- _Collected data_:
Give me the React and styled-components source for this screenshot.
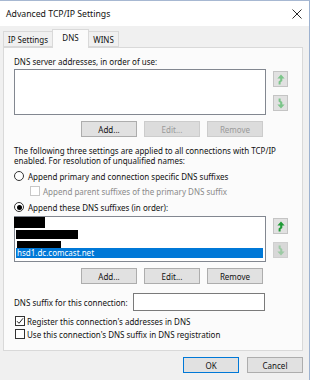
import React from 'react';
import styled, { createGlobalStyle, css } from 'styled-components';

const Global = createGlobalStyle`
  html, body { margin: 0; padding: 0; background: #f0f0f0; }
  body { font-family: "Noto Sans", "Open Sans", sans-serif; }
  * { box-sizing: border-box; }
`;

const Window = styled.div`
  width: 310px;
  height: 380px;
  background: #f0f0f0;
  border-top: 1px solid #a7b8d2;
  border-right: 1px solid #9db2d0;
  display: flex;
  flex-direction: column;
  overflow: hidden;
  font-size: 8px;
  color: #111;
`;

const TitleBar = styled.div`
  height: 25px;
  background: #fff;
  display: flex;
  align-items: center;
  justify-content: space-between;
  padding: 0 7px 0 6px;
  font-size: 8.7px;
`;

const CloseIcon = styled.svg`
  width: 10px;
  height: 10px;
`;

const Body = styled.div`
  padding: 3px 6px 0 3px;
  display: flex;
  flex-direction: column;
`;

const TabStrip = styled.div`
  display: flex;
  align-items: flex-end;
  height: 18px;
`;

const Tab = styled.div`
  width: ${p => p.$w}px;
  height: ${p => (p.$active ? 19 : 16)}px;
  border: 1px solid #d9d9d9;
  border-bottom: ${p => (p.$active ? 'none' : '1px solid #d9d9d9')};
  margin-left: ${p => (p.$first ? 0 : -1)}px;
  margin-bottom: ${p => (p.$active ? -1 : 0)}px;
  background: ${p => (p.$active ? '#fbfbfb' : '#f0f0f0')};
  position: relative;
  z-index: ${p => (p.$active ? 2 : 1)};
  display: flex;
  align-items: center;
  justify-content: center;
  padding-bottom: ${p => (p.$active ? 3 : 0)}px;
  white-space: nowrap;
`;

const Panel = styled.div`
  width: 300px;
  height: 304px;
  border: 1px solid #d9d9d9;
  background: #fbfbfb;
  padding-left: 10px;
  display: flex;
  flex-direction: column;
  position: relative;
  z-index: 1;
`;

const Label = styled.div`
  height: 10px;
  line-height: 10px;
  margin-top: ${p => p.$mt || 0}px;
  white-space: nowrap;
`;

const Para = styled.div`
  margin-top: 9px;
  line-height: 10px;
  width: 285px;
`;

const ListRow = styled.div`
  display: flex;
  gap: 7px;
  margin-top: ${p => p.$mt}px;
`;

const ListBox = styled.div`
  width: 252px;
  height: 46px;
  border: 1px solid #828790;
  background: #fff;
  display: flex;
  flex-direction: column;
`;

const ArrowCol = styled.div`
  display: flex;
  flex-direction: column;
  gap: 8px;
  padding-top: 2px;
`;

const ArrowBtn = styled.div`
  width: 15px;
  height: 16px;
  background: ${p => (p.$disabled ? '#d8d8d8' : '#e1e1e1')};
  border: 1px solid ${p => (p.$disabled ? '#cfcfcf' : '#c4c4c4')};
  display: flex;
  align-items: center;
  justify-content: center;
`;

const ButtonRow = styled.div`
  display: flex;
  gap: 7px;
  margin-top: ${p => p.$mt}px;
  padding-left: ${p => p.$pl || 0}px;
`;

const Button = styled.div`
  width: 56px;
  height: 16px;
  display: flex;
  align-items: center;
  justify-content: center;
  background: ${p => (p.$disabled ? '#dcdcdc' : '#e1e1e1')};
  border: 1px solid ${p => (p.$default ? '#0078d7' : p.$disabled ? '#cccccc' : '#adadad')};
  color: ${p => (p.$disabled ? '#9a9a9a' : '#111')};
`;

const OptionRow = styled.div`
  display: flex;
  align-items: center;
  height: 10px;
  margin-top: ${p => p.$mt}px;
  padding-left: ${p => p.$indent || 0}px;
  color: ${p => (p.$disabled ? '#8a8a8a' : '#111')};
  white-space: nowrap;
`;

const Radio = styled.span`
  width: 10px;
  height: 10px;
  border-radius: 50%;
  border: 1px solid #333;
  background: #fff;
  margin-right: 4px;
  display: flex;
  align-items: center;
  justify-content: center;
  flex: none;
  ${p => p.$checked && css`
    &::after {
      content: '';
      width: 5px;
      height: 5px;
      border-radius: 50%;
      background: #000;
    }
  `}
`;

const Check = styled.span`
  width: 10px;
  height: 10px;
  border: 1px solid ${p => (p.$disabled ? '#c8c8c8' : '#333')};
  background: #fff;
  margin-left: 1px;
  margin-right: ${p => p.$gap || 2}px;
  display: flex;
  align-items: center;
  justify-content: center;
  flex: none;
`;

const Redact = styled.div`
  width: ${p => p.$w}px;
  height: ${p => p.$h}px;
  margin-left: ${p => p.$ml}px;
  margin-top: ${p => p.$mt}px;
  background: #000;
  flex: none;
`;

const SelectedItem = styled.div`
  margin: 0 0 0 1px;
  width: 247px;
  height: 10px;
  line-height: 10px;
  background: #0078d7;
  color: #fff;
  padding-left: 1px;
`;

const SuffixRow = styled.div`
  display: flex;
  align-items: center;
  margin-top: 9px;
`;

const SuffixLabel = styled.div`
  width: 119px;
  white-space: nowrap;
`;

const TextInput = styled.div`
  width: 132px;
  height: 18px;
  border: 1px solid #7a7a7a;
  background: #fff;
`;

const Footer = styled.div`
  display: flex;
  justify-content: flex-end;
  gap: 8px;
  margin-top: 6px;
`;

const ArrowIcon = ({ down, color }) => (
  <svg width="9" height="11" viewBox="0 0 9 11" style={down ? { transform: 'scaleY(-1)' } : undefined}>
    <path d="M5 0.5 L8.6 4.6 L6.3 4.6 L6.3 7 L4.6 8.3 L4.6 10.6 L2.6 10.6 L2.6 7.6 L4.2 6.3 L4.2 4.6 L1.4 4.6 Z" fill={color} />
  </svg>
);

const CheckMark = () => (
  <svg width="8" height="8" viewBox="0 0 8 8">
    <path d="M1 4.2 L3 6.3 L7 1.3" fill="none" stroke="#222" strokeWidth="1" />
  </svg>
);

export default function App() {
  return (
    <>
      <Global />
      <Window>
        <TitleBar>
          <span>Advanced TCP/IP Settings</span>
          <CloseIcon viewBox="0 0 10 10">
            <path d="M0.5 0.5 L9.5 9.5 M9.5 0.5 L0.5 9.5" stroke="#111" strokeWidth="0.9" />
          </CloseIcon>
        </TitleBar>
        <Body>
          <TabStrip>
            <Tab $w={50} $first>IP Settings</Tab>
            <Tab $w={37} $active>DNS</Tab>
            <Tab $w={31}>WINS</Tab>
          </TabStrip>
          <Panel>
            <Label $mt={9}>DNS server addresses, in order of use:</Label>
            <ListRow $mt={2}>
              <ListBox />
              <ArrowCol>
                <ArrowBtn><ArrowIcon color="#7cc58a" /></ArrowBtn>
                <ArrowBtn><ArrowIcon down color="#7cc58a" /></ArrowBtn>
              </ArrowCol>
            </ListRow>
            <ButtonRow $mt={6} $pl={67}>
              <Button>Add...</Button>
              <Button $disabled>Edit...</Button>
              <Button $disabled>Remove</Button>
            </ButtonRow>
            <Para>
              The following three settings are applied to all connections with TCP/IP enabled. For resolution of unqualified names:
            </Para>
            <OptionRow $mt={5}>
              <Radio />
              Append primary and connection specific DNS suffixes
            </OptionRow>
            <OptionRow $mt={5} $indent={15} $disabled>
              <Check $disabled $gap={3} />
              Append parent suffixes of the primary DNS suffix
            </OptionRow>
            <OptionRow $mt={6}>
              <Radio $checked />
              Append these DNS suffixes (in order):
            </OptionRow>
            <ListRow $mt={4}>
              <ListBox>
                <Redact $w={31} $h={11} $ml={-1} $mt={0} />
                <Redact $w={62} $h={9} $ml={1} $mt={2} />
                <Redact $w={44} $h={7} $ml={2} $mt={2} />
                <SelectedItem>hsd1.dc.comcast.net</SelectedItem>
              </ListBox>
              <ArrowCol>
                <ArrowBtn><ArrowIcon color="#1f9a36" /></ArrowBtn>
                <ArrowBtn $disabled><ArrowIcon down color="#9ccaa4" /></ArrowBtn>
              </ArrowCol>
            </ListRow>
            <ButtonRow $mt={6} $pl={67}>
              <Button>Add...</Button>
              <Button>Edit...</Button>
              <Button>Remove</Button>
            </ButtonRow>
            <SuffixRow>
              <SuffixLabel>DNS suffix for this connection:</SuffixLabel>
              <TextInput />
            </SuffixRow>
            <OptionRow $mt={5}>
              <Check><CheckMark /></Check>
              Register this connection's addresses in DNS
            </OptionRow>
            <OptionRow $mt={3}>
              <Check />
              Use this connection's DNS suffix in DNS registration
            </OptionRow>
          </Panel>
          <Footer>
            <Button $default>OK</Button>
            <Button>Cancel</Button>
          </Footer>
        </Body>
      </Window>
    </>
  );
}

- _What the task requires_: Work out how many lines above have the string "this" in them, and give only the number.

- _Correct output_: 4